Fold the warm milk and melted butter mixture into the dough a little at a time, until all ingredients are combined.

Pour into pan. Bake 30 minutes ( or until toothpick comes out clean) at 350.


Decorating the Cake

What you need:

* buttercream frosting (recipe below)
* your stencil
* Edible spray paint (found at craft stores and cooking supply shops)
* edible gold stars
* round measuring spoons or an egg to create craters
* chopsticks to hold down the stencil
* papertowel
* pastry scraper or plastic putty knife/scraper
* foam board or other board to put the cake on

Simple Buttercream Frosting (Note* we tripled this recipe for a double layer, 16" cake.)

1 lb softened butter
2 lbs sifted confectioner’s sugar
1T vanilla extract
1/4-1/2 cup room temp milk
big pinch salt

In the bowl of a standing mixer or with a hand mixer cream the butter until it’s well mixed, about 1 min.

Gradually add in the sugar and beat until very light and fluffy, about 5 min.

Add the salt and vanilla extract.

Slowly stream in the milk until the frosting is soft, smooth and spreadable.

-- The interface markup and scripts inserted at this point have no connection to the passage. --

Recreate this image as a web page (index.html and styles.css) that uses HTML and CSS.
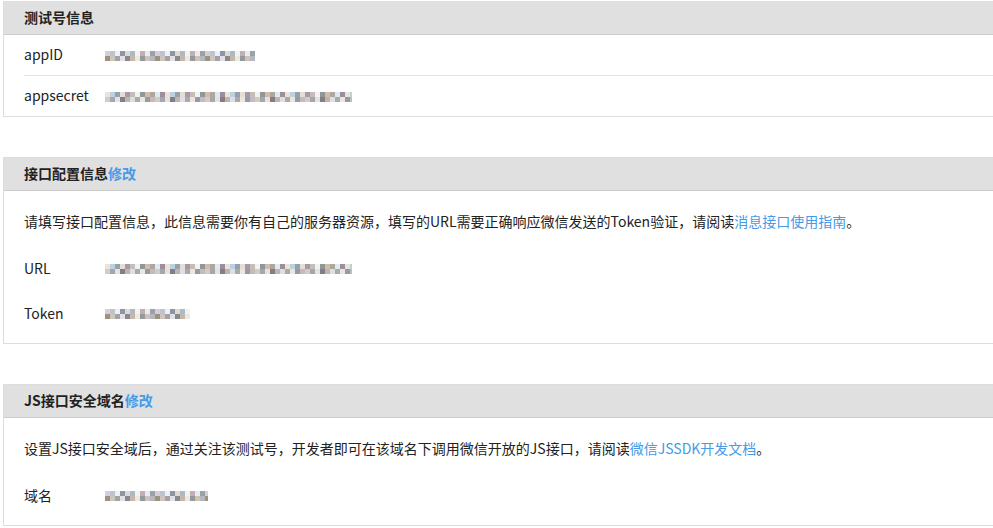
FILE: index.html
```html
<!DOCTYPE html>
<html>
<head>
<meta charset="utf-8">
<title>测试号管理</title>
<link rel="stylesheet" href="styles.css">
</head>
<body>
<div class="page">
    <div class="panel">
        <div class="panel-hd">测试号信息</div>
        <ul class="info-list">
            <li><span class="label">appID</span><span class="blur" style="width:150px"></span></li>
            <li><span class="label">appsecret</span><span class="blur alt" style="width:247px"></span></li>
        </ul>
    </div>

    <div class="panel">
        <div class="panel-hd">接口配置信息<a href="#" class="edit">修改</a></div>
        <div class="panel-bd">
            <p class="desc">请填写接口配置信息，此信息需要你有自己的服务器资源，填写的URL需要正确响应微信发送的Token验证，请阅读<a href="#">消息接口使用指南</a>。</p>
            <div class="field"><span class="label">URL</span><span class="blur alt" style="width:247px"></span></div>
            <div class="field"><span class="label">Token</span><span class="blur" style="width:85px"></span></div>
        </div>
    </div>

    <div class="panel">
        <div class="panel-hd">JS接口安全域名<a href="#" class="edit">修改</a></div>
        <div class="panel-bd">
            <p class="desc">设置JS接口安全域后，通过关注该测试号，开发者即可在该域名下调用微信开放的JS接口，请阅读<a href="#">微信JSSDK开发文档</a>。</p>
            <div class="field"><span class="label">域名</span><span class="blur" style="width:103px"></span></div>
        </div>
    </div>
</div>
</body>
</html>
```

FILE: styles.css
```css
*{padding:0;margin:0;}
li{list-style:none;}
a{color:#459ae9;text-decoration:none;}
body{
    background:#fff;
    font-family:"Noto Sans CJK SC","Microsoft YaHei",sans-serif;
    font-size:14px;
    color:#222;
}
.page{
    padding:1px 0 0 3px;
}
.panel{
    border:1px solid #ddd;
    border-right:none;
    margin-bottom:40px;
}
.panel:last-child{
    margin-bottom:0;
}
.panel-hd{
    height:30px;
    line-height:30px;
    padding:0 0 2px 20px;
    background:#e0e0e0;
    border-bottom:1px solid #ccc;
    font-weight:bold;
}
.panel-hd .edit{
    font-weight:bold;
}
.info-list li{
    display:flex;
    align-items:center;
    height:38px;
    padding-bottom:2px;
    margin-left:20px;
    border-top:1px solid #e4e4e4;
}
.info-list li:first-child{
    border-top:none;
}
.label{
    width:81px;
    flex-shrink:0;
}
.panel-bd{
    padding:20px 0 7px 20px;
}
.desc{
    line-height:20px;
    margin-bottom:15px;
}
.field{
    display:flex;
    align-items:center;
    box-sizing:border-box;
    height:45px;
    padding-bottom:2px;
}
.blur{
    display:inline-block;
    height:10px;
    margin-top:3px;
    background:
        repeating-linear-gradient(90deg,#d4cfdc 0 5px,#bcc4d0 5px 10px,#eef0f4 10px 15px,#8e96a6 15px 20px,#e0dad2 20px 25px,#a8bcc8 25px 30px,#f4f2ea 30px 35px,#c0aeb4 35px 40px,#e8ecf0 40px 45px,#9aa2a8 45px 50px) top/100% 5px no-repeat,
        repeating-linear-gradient(90deg,#9c927e 0 5px,#ccc6bc 5px 10px,#a2a2a8 10px 15px,#e2e2e6 15px 20px,#88888e 20px 25px,#c4b8ac 25px 30px,#ece8e2 30px 35px,#949a9a 35px 40px,#d0c2b8 40px 45px,#b4b8be 45px 50px) bottom/100% 5px no-repeat;
}
.blur.alt{
    background:
        repeating-linear-gradient(90deg,#f0e2d2 0 5px,#b8d2e2 5px 10px,#96a0ae 10px 15px,#e4ded4 15px 20px,#a898ac 20px 25px,#c4beb4 25px 30px,#f2f2f2 30px 35px,#8e9898 35px 40px,#d6bca8 40px 45px,#aca89e 45px 50px,#dceaf2 50px 55px,#9c8e9c 55px 60px) top/100% 5px no-repeat,
        repeating-linear-gradient(90deg,#d2ccc2 0 5px,#a4a8ae 5px 10px,#e8e2dc 10px 15px,#847c86 15px 20px,#c0b6a8 20px 25px,#dedee8 25px 30px,#a8aca2 30px 35px,#ece6dc 35px 40px,#929ca2 40px 45px,#c8b8c2 45px 50px) bottom/100% 5px no-repeat;
}
```
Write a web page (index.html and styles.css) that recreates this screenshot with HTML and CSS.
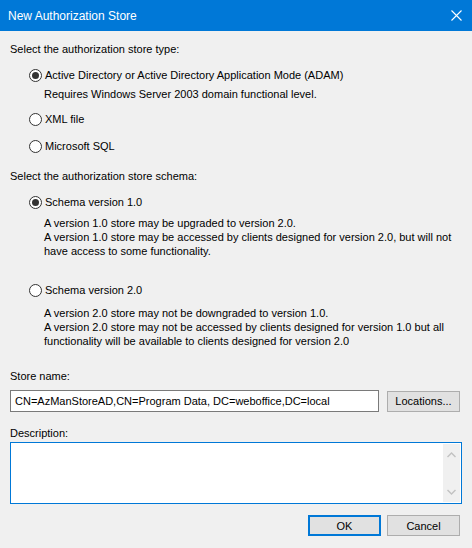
FILE: index.html
```html
<!DOCTYPE html>
<html lang="en">
<head>
  <meta charset="UTF-8">
  <meta name="viewport" content="width=device-width, initial-scale=1.0">
  <link rel="stylesheet" href="styles.css">
  <title>New Authorization Store</title>
</head>
<body>
  <div class="dialog">
    <div class="titlebar">
      <span class="title">New Authorization Store</span>
      <svg class="close" width="11" height="11" viewBox="0 0 11 11">
        <path d="M0.5 0.5 L10.5 10.5 M10.5 0.5 L0.5 10.5" stroke="#fff" stroke-width="1.1" fill="none"/>
      </svg>
    </div>

    <div class="content">
      <div class="heading first">Select the authorization store type:</div>

      <div class="radio checked r-ad"><span class="dot"></span>Active Directory or Active Directory Application Mode (ADAM)</div>
      <div class="note n-ad">Requires Windows Server 2003 domain functional level.</div>
      <div class="radio r-xml"><span class="dot"></span>XML file</div>
      <div class="radio r-sql"><span class="dot"></span>Microsoft SQL</div>

      <div class="heading h-schema">Select the authorization store schema:</div>

      <div class="radio checked r-v1"><span class="dot"></span>Schema version 1.0</div>
      <div class="note n-v1">
        A version 1.0 store may be upgraded to version 2.0.<br>
        A version 1.0 store may be accessed by clients designed for version 2.0, but will not<br>
        have access to some functionality.
      </div>
      <div class="radio r-v2"><span class="dot"></span>Schema version 2.0</div>
      <div class="note n-v2">
        A version 2.0 store may not be downgraded to version 1.0.<br>
        A version 2.0 store may not be accessed by clients designed for version 1.0 but all<br>
        functionality will be available to clients designed for version 2.0
      </div>

      <div class="heading h-name">Store name:</div>
      <div class="name-row">
        <div class="textbox">CN=AzManStoreAD,CN=Program Data, DC=weboffice,DC=local</div>
        <button class="btn">Locations...</button>
      </div>

      <div class="heading h-desc">Description:</div>
      <div class="memo">
        <div class="scrollbar">
          <svg width="9" height="6" viewBox="0 0 9 6"><path d="M0.5 5 L4.5 1 L8.5 5" stroke="#c2c2c2" stroke-width="1.4" fill="none"/></svg>
          <svg width="9" height="6" viewBox="0 0 9 6"><path d="M0.5 1 L4.5 5 L8.5 1" stroke="#c2c2c2" stroke-width="1.4" fill="none"/></svg>
        </div>
      </div>

      <div class="actions">
        <button class="btn default">OK</button>
        <button class="btn">Cancel</button>
      </div>
    </div>
  </div>
</body>
</html>
```

FILE: styles.css
```css
body {
  margin: 0;
  font-family: 'Liberation Sans', Arial, sans-serif;
  font-size: 11px;
  color: #000;
  background-color: #f0f0f0;
}

.dialog {
  width: 472px;
  height: 548px;
  background-color: #f0f0f0;
  overflow: hidden;
}

.titlebar {
  height: 31px;
  background-color: #0078d7;
  color: #fff;
  display: flex;
  align-items: center;
  justify-content: space-between;
  padding: 0 10px 0 8px;
}

.title {
  font-size: 12px;
  line-height: 14px;
  margin-top: 1px;
}

.close {
  display: block;
}

.content {
  padding: 0 10px;
}

.heading,
.radio,
.note {
  line-height: 14px;
}

.heading.first { margin-top: 11px; }
.h-schema { margin-top: 16px; }
.h-name { margin-top: 21px; }
.h-desc { margin-top: 14px; }

.radio {
  display: flex;
  align-items: center;
  padding-left: 19px;
}

.r-ad { margin-top: 12px; }
.r-xml { margin-top: 11px; }
.r-sql { margin-top: 13px; }
.r-v1 { margin-top: 12px; }
.r-v2 { margin-top: 25px; }

.dot {
  width: 11px;
  height: 11px;
  border: 1px solid #333;
  border-radius: 50%;
  background-color: #fff;
  margin-right: 3px;
  position: relative;
  flex: none;
}

.radio.checked .dot::after {
  content: '';
  position: absolute;
  left: 2px;
  top: 2px;
  width: 7px;
  height: 7px;
  border-radius: 50%;
  background-color: #333;
}

.note {
  padding-left: 34px;
  white-space: nowrap;
}

.n-ad { margin-top: 5px; }
.n-v1 { margin-top: 7px; }
.n-v2 { margin-top: 9px; }

.name-row {
  display: flex;
  align-items: center;
  gap: 8px;
  margin-top: 7px;
}

.textbox {
  width: 363px;
  height: 20px;
  line-height: 20px;
  border: 1px solid #7a7a7a;
  background-color: #fff;
  padding-left: 4px;
  white-space: nowrap;
  overflow: hidden;
}

.btn {
  font-family: 'Liberation Sans', Arial, sans-serif;
  font-size: 11px;
  color: #000;
  width: 73px;
  height: 21px;
  padding: 0;
  background-color: #e1e1e1;
  border: 1px solid #adadad;
  border-radius: 0;
}

.btn.default {
  border: 2px solid #0078d7;
}

.memo {
  margin-top: 2px;
  height: 60px;
  width: 450px;
  border: 1px solid #0078d7;
  background-color: #fff;
  display: flex;
  justify-content: flex-end;
}

.scrollbar {
  width: 17px;
  margin: 1px 1px 1px 0;
  background-color: #f0f0f0;
  display: flex;
  flex-direction: column;
  justify-content: space-between;
  align-items: center;
  padding: 8px 0 7px;
}

.scrollbar svg {
  display: block;
}

.actions {
  display: flex;
  justify-content: flex-end;
  gap: 6px;
  margin-top: 11px;
  padding-right: 2px;
}
```
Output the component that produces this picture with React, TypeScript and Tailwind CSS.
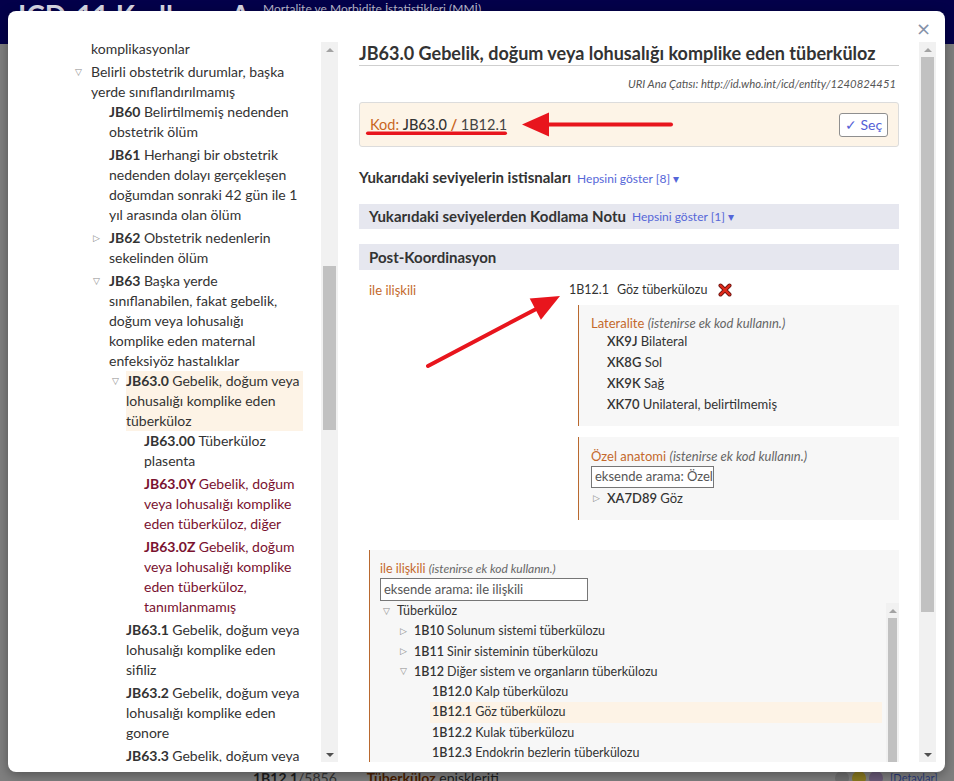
import type { ReactNode } from 'react';

type Row = {
  lvl: 1 | 2 | 3 | 4;
  tri?: 'open' | 'closed';
  code?: string;
  lines: string[];
  gap?: boolean;
  hl?: boolean;
  red?: boolean;
};

const leftRows: Row[] = [
  { lvl: 1, lines: ['komplikasyonlar'] },
  { lvl: 1, tri: 'open', gap: true, lines: ['Belirli obstetrik durumlar, başka', 'yerde sınıflandırılmamış'] },
  { lvl: 2, code: 'JB60', lines: ['Belirtilmemiş nedenden', 'obstetrik ölüm'] },
  {
    lvl: 2,
    code: 'JB61',
    gap: true,
    lines: ['Herhangi bir obstetrik', 'nedenden dolayı gerçekleşen', 'doğumdan sonraki 42 gün ile 1', 'yıl arasında olan ölüm'],
  },
  { lvl: 2, tri: 'closed', code: 'JB62', gap: true, lines: ['Obstetrik nedenlerin', 'sekelinden ölüm'] },
  {
    lvl: 2,
    tri: 'open',
    code: 'JB63',
    gap: true,
    lines: ['Başka yerde', 'sınıflanabilen, fakat gebelik,', 'doğum veya lohusalığı', 'komplike eden maternal', 'enfeksiyöz hastalıklar'],
  },
  { lvl: 3, tri: 'open', code: 'JB63.0', hl: true, lines: ['Gebelik, doğum veya', 'lohusalığı komplike eden', 'tüberküloz'] },
  { lvl: 4, code: 'JB63.00', lines: ['Tüberküloz', 'plasenta'] },
  { lvl: 4, code: 'JB63.0Y', red: true, gap: true, lines: ['Gebelik, doğum', 'veya lohusalığı komplike', 'eden tüberküloz, diğer'] },
  {
    lvl: 4,
    code: 'JB63.0Z',
    red: true,
    gap: true,
    lines: ['Gebelik, doğum', 'veya lohusalığı komplike', 'eden tüberküloz,', 'tanımlanmamış'],
  },
  { lvl: 3, code: 'JB63.1', gap: true, lines: ['Gebelik, doğum veya', 'lohusalığı komplike eden', 'sifiliz'] },
  { lvl: 3, code: 'JB63.2', gap: true, lines: ['Gebelik, doğum veya', 'lohusalığı komplike eden', 'gonore'] },
  { lvl: 3, code: 'JB63.3', gap: true, lines: ['Gebelik, doğum veya', 'lohusalığı komplike eden', 'klamidya'] },
];

// triangle column start + width, so the text lands on 91 / 109 / 126 / 144
const indent: Record<number, { pad: string; tri: string }> = {
  1: { pad: 'pl-[35px]', tri: 'w-[16px]' },
  2: { pad: 'pl-[53px]', tri: 'w-[16px]' },
  3: { pad: 'pl-[72px]', tri: 'w-[14px]' },
  4: { pad: 'pl-[88px]', tri: 'w-[16px]' },
};

const Tri = ({ open }: { open?: boolean }) => (
  <span className="flex h-[20px] items-center text-[9px] leading-none text-[#8a8a8a] font-['DejaVu_Sans',sans-serif]">
    {open ? '▽' : '▷'}
  </span>
);

const Scrollbar = ({ thumb, className }: { thumb: string; className: string }) => (
  <div className={`flex flex-col bg-[#f1f1f1] ${className}`}>
    <div className="h-[15px] flex items-center justify-center shrink-0">
      <div className="w-0 h-0 border-l-[4px] border-r-[4px] border-b-[4px] border-l-transparent border-r-transparent border-b-[#a3a3a3]" />
    </div>
    <div className="flex-1 min-h-0 overflow-hidden px-[2px]">
      <div className={`bg-[#c1c1c1] ${thumb}`} />
    </div>
    <div className="h-[15px] flex items-center justify-center shrink-0">
      <div className="w-0 h-0 border-l-[4px] border-r-[4px] border-t-[4px] border-l-transparent border-r-transparent border-t-[#505050]" />
    </div>
  </div>
);

const LeftTree = () => (
  <div className="flex w-[298px] h-[720px]">
    <div className="flex-1 overflow-hidden">
      <div className="-mt-[3px] w-[263px] text-[14px] leading-[20px] text-[#333]">
        {leftRows.map((r, i) => (
          <div key={i} className={`flex ${indent[r.lvl].pad} ${r.gap ? 'mt-[3px]' : ''}`}>
            <span className={`shrink-0 ${indent[r.lvl].tri}`}>{r.tri && <Tri open={r.tri === 'open'} />}</span>
            <div className={`flex-1 ${r.hl ? 'bg-[#fdf3e6]' : ''} ${r.red ? 'text-[#7a1230]' : ''}`}>
              {r.lines.map((l, j) => (
                <div key={j} className="whitespace-nowrap">
                  {j === 0 && r.code && <span className="font-bold">{r.code} </span>}
                  {l}
                </div>
              ))}
            </div>
          </div>
        ))}
      </div>
    </div>
    <Scrollbar className="w-[17px]" thumb="mt-[209px] h-[164px]" />
  </div>
);

const RedX = () => (
  <svg width="14" height="14" viewBox="0 0 14 14" className="block">
    <path d="M2.5 2.5 L11.5 11.5 M11.5 2.5 L2.5 11.5" stroke="#6b1410" strokeWidth="4" strokeLinecap="round" />
    <path d="M2.5 2.5 L11.5 11.5 M11.5 2.5 L2.5 11.5" stroke="#e02a1a" strokeWidth="2.4" strokeLinecap="round" />
  </svg>
);

const Hint = ({ small }: { small?: boolean }) => (
  <span className={`italic text-[#666] ${small ? 'text-[12px]' : 'text-[13px]'}`}>(istenirse ek kod kullanın.)</span>
);

const Link = ({ children }: { children: ReactNode }) => (
  <span className="ml-[6px] text-[12px] font-normal text-[#5566d8]">{children}</span>
);

const innerTree: { pad: string; tri?: 'open' | 'closed'; code?: string; text: string; hl?: boolean }[] = [
  { pad: 'pl-[3px]', tri: 'open', text: 'Tüberküloz' },
  { pad: 'pl-[20px]', tri: 'closed', code: '1B10', text: 'Solunum sistemi tüberkülozu' },
  { pad: 'pl-[20px]', tri: 'closed', code: '1B11', text: 'Sinir sisteminin tüberkülozu' },
  { pad: 'pl-[20px]', tri: 'open', code: '1B12', text: 'Diğer sistem ve organların tüberkülozu' },
  { pad: 'pl-[52px]', code: '1B12.0', text: 'Kalp tüberkülozu' },
  { pad: 'pl-[52px]', code: '1B12.1', text: 'Göz tüberkülozu', hl: true },
  { pad: 'pl-[52px]', code: '1B12.2', text: 'Kulak tüberkülozu' },
  { pad: 'pl-[52px]', code: '1B12.3', text: 'Endokrin bezlerin tüberkülozu' },
  { pad: 'pl-[52px]', code: '1B12.4', text: 'Deri tüberkülozu' },
];

const RightPanel = () => (
  <div className="flex h-[720px] w-[598px]">
    <div className="flex-1 overflow-hidden pl-[21px] pr-[20px] text-[#333]">
      <h2 className="h-[24px] border-b border-[#cfcfcf] text-[18px] leading-[22px] font-bold text-[#333] whitespace-nowrap">
        JB63.0 Gebelik, doğum veya lohusalığı komplike eden tüberküloz
      </h2>
      <div className="mt-[10px] pr-[3px] text-right text-[11.3px] leading-[16px] italic text-[#555]">
        URI Ana Çatısı: http://id.who.int/icd/entity/1240824451
      </div>
      <div className="mt-[10px] flex h-[45px] items-center justify-between rounded-[3px] border border-[#dcdcdc] bg-[#fdf4e7] pl-[10px] pr-[10px]">
        <div className="text-[14.5px]">
          <span className="text-[#c9661e]">Kod: </span>
          <span className="text-[#333] font-medium">JB63.0</span>
          <span className="font-bold text-[#c9661e]"> / </span>
          <span className="text-[#444]">1B12.1</span>
        </div>
        <button className="h-[24px] w-[49px] rounded-[3px] border border-[#8f8f8f] bg-white text-[14px] leading-[20px] text-[#5560d6]">
          ✓ Seç
        </button>
      </div>
      <div className="mt-[20px] text-[15px] leading-[20px] font-bold">
        Yukarıdaki seviyelerin istisnaları
        <Link>Hepsini göster [8] ▾</Link>
      </div>
      <div className="mt-[15px] flex h-[25px] items-center bg-[#e6e7ef] px-[10px] text-[15px] font-bold">
        Yukarıdaki seviyelerden Kodlama Notu
        <Link>Hepsini göster [1] ▾</Link>
      </div>
      <div className="mt-[15px] flex h-[26px] items-center bg-[#e6e7ef] px-[10px] text-[15px] font-bold">Post-Koordinasyon</div>

      <div className="mt-[10px] flex text-[13px]">
        <div className="w-[210px] shrink-0 pl-[10px] leading-[20px] text-[#c4692c]">ile ilişkili</div>
        <div className="flex-1">
          <div className="flex h-[20px] items-center text-[12.5px]">
            <span className="text-[#333]">1B12.1</span>
            <span className="ml-[8px]">Göz tüberkülozu</span>
            <span className="ml-[11px]">
              <RedX />
            </span>
          </div>
          <div className="ml-[9px] mt-[5px] h-[121px] border-l border-[#b9692f] bg-[#f7f7f7] pl-[12px] pt-[10px]">
            <div className="leading-[16px]">
              <span className="text-[#c4692c]">Lateralite </span>
              <Hint />
            </div>
            <div className="pl-[16px] leading-[21px]">
              <div>
                <b className="font-semibold">XK9J</b> Bilateral
              </div>
              <div>
                <b className="font-semibold">XK8G</b> Sol
              </div>
              <div>
                <b className="font-semibold">XK9K</b> Sağ
              </div>
              <div>
                <b className="font-semibold">XK70</b> Unilateral, belirtilmemiş
              </div>
            </div>
          </div>
          <div className="ml-[9px] mt-[11px] h-[83px] border-l border-[#b9692f] bg-[#f7f7f7] pl-[12px] pt-[11px]">
            <div className="leading-[16px]">
              <span className="text-[#c4692c]">Özel anatomi </span>
              <Hint />
            </div>
            <div className="mt-[2px] flex h-[22px] w-[123px] items-center border border-[#767676] bg-white px-[3px] text-[13px] text-[#555] whitespace-nowrap overflow-hidden">
              eksende arama: Özel
            </div>
            <div className="flex leading-[20px]">
              <span className="w-[16px] pl-[2px]">
                <Tri />
              </span>
              <span>
                <b className="font-semibold">XA7D89</b> Göz
              </span>
            </div>
          </div>
        </div>
      </div>

      <div className="ml-[10px] mt-[30px] h-[260px] border-l border-[#b9692f] bg-[#f7f7f7] pl-[10px] pt-[11px] text-[12.5px]">
        <div className="leading-[16px]">
          <span className="text-[#c4692c]">ile ilişkili </span>
          <Hint small />
        </div>
        <div className="mt-[1px] flex h-[23px] w-[208px] items-center border border-[#767676] bg-white px-[3px] text-[13px] text-[#555]">
          eksende arama: ile ilişkili
        </div>
        <div className="flex">
          <div className="flex-1 pr-[4px] leading-[20.3px]">
            {innerTree.map((n, i) => (
              <div key={i} className={`flex ${n.pad}`}>
                {n.tri && (
                  <span className="w-[14px] shrink-0">
                    <Tri open={n.tri === 'open'} />
                  </span>
                )}
                <span className={`flex-1 whitespace-nowrap ${n.hl ? 'bg-[#fdf3e6] -ml-[2px] pl-[2px]' : ''}`}>
                  {n.code && <b className="font-semibold">{n.code} </b>}
                  {n.text}
                </span>
              </div>
            ))}
          </div>
          <Scrollbar className="mt-[2px] h-[200px] w-[13px]" thumb="mt-[0px] h-[180px]" />
        </div>
      </div>
    </div>
    <Scrollbar className="w-[17px]" thumb="mt-[0px] h-[555px]" />
  </div>
);

export default function App() {
  return (
    <div className="relative h-[781px] w-[954px] overflow-hidden bg-[#7f7f7f] font-['Lato','Liberation_Sans',sans-serif]">
      {/* page behind the overlay */}
      <div className="relative h-[44px] bg-[#03004a]">
        <div className="absolute left-[18px] top-[-2px] text-[28px] font-bold leading-[34px] text-[#d8d8e4] whitespace-nowrap">
          ICD-11 Kodlama Aracı
        </div>
        <div className="absolute left-[263px] top-[1px] text-[12px] leading-[16px] text-[#b9b9cc] whitespace-nowrap">
          Mortalite ve Morbidite İstatistikleri (MMİ)
        </div>
      </div>
      <div className="absolute left-[253px] top-[768px] flex items-center gap-[30px] text-[14px] leading-[20px] text-[#1c1c1c] whitespace-nowrap">
        <span className="font-bold">
          1B12.1<span className="font-normal text-[#333]">/5856</span>
        </span>
        <span>
          <b className="text-[#4a1e00]">Tüberküloz</b> episkleriti
        </span>
      </div>
      <div className="absolute left-[835px] top-[770px] flex items-center gap-[3px]">
        <span className="h-[14px] w-[14px] rounded-full bg-[#6f6f6f]" />
        <span className="h-[14px] w-[14px] rounded-full bg-[#8a7a20]" />
        <span className="h-[14px] w-[14px] rounded-full bg-[#6a5a78]" />
        <span className="ml-[4px] text-[11px] text-[#2a3a7a]">[Detaylar]</span>
      </div>

      {/* modal */}
      <div className="absolute left-[8px] top-[11px] h-[761px] w-[937px] rounded-[8px] bg-white shadow-[0_3px_12px_rgba(0,0,0,0.35)]">
        <button className="absolute right-[14px] top-[8px] text-[18px] leading-[20px] text-[#8591a8] font-['DejaVu_Sans',sans-serif]">
          ×
        </button>
        <div className="mt-[31px] ml-[32px] flex">
          <LeftTree />
          <RightPanel />
        </div>
      </div>

      {/* annotation arrows */}
      <svg className="pointer-events-none absolute left-0 top-0" width="954" height="781">
        <rect x="366" y="131.5" width="141" height="3.5" rx="1.75" fill="#e8151d" />
        <line x1="546" y1="124.5" x2="671" y2="124.5" stroke="#e8151d" strokeWidth="4" strokeLinecap="round" />
        <polygon points="522,124.5 549,112.5 549,136.5" fill="#e8151d" />
        <line x1="428" y1="366" x2="540" y2="307" stroke="#e8151d" strokeWidth="4" strokeLinecap="round" />
        <polygon points="560,296 529.7,298.5 540.9,319.7" fill="#e8151d" />
      </svg>
    </div>
  );
}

If you plan on finishing the cake with an ombre design it is helpful if the frosting is very soft, but not runny at all.

Because our cake was so big, we bought a piece of blue foam board to put it on. We lined it with tinfoil to keep it food safe. If you’re frosting a single layer cake, use an offset spatula or a flat knife to get the frosting as smooth as possible. If you’re creating a layer cake, cut the cake with a leveller or a sharp serrated knife. It’s always easier to cut frozen or cold cake - so, if you have time and can plan ahead, give your cake some fridge time.

Frost between the layers and try to get as smooth of a finish as possible on the sides and top. Let the frosting "crust" by popping the cake into the fridge or by letting it sit an hour. You want to be able to gently tap the frosting without it sticking to your finger. Take a piece of paper towel and place it gently on the frosting, use a scraper to gently smooth the frosting through the paper towel. We're doing a terrible job explaining this, so watch this video instead.

Time to stencil on the face. We bought edible spray paint from the baking section at my local craft store. You can also find this in bake shops and maybe even some larger department stores. We chose silver because we were already a little grossed out by the whole idea of edible spray paint and figured a less intense colour would mean less food dye. We could be totally wrong about that, but it made us feel better about spray painting what was up until that point a lovely, completely organic cake.

Place the stencil on your cake, positioning the face where you want it. Use napkins to block off any areas of the cake that are still visible .Have a couple of skewers or chopsticks handy so you can hold down the stencil in case it starts to curl. You want it as flat as possible.

Shake the edible spray paint and smoothly and evenly spray your stencil. Remove the waxed paper and voila! Pretty cool, right? We then added some craters using a combination of an egg and round measuring spoons to create a not-too-even effect. We also scattered some edible gold stars across the cake and onto the frosting clouds we had painted onto the blue foam board. The effect was pretty cool. Totally worth the effort.

Place a couple of sparklers on the top and you've got yourself a pretty awesome Man in the Moon Cake.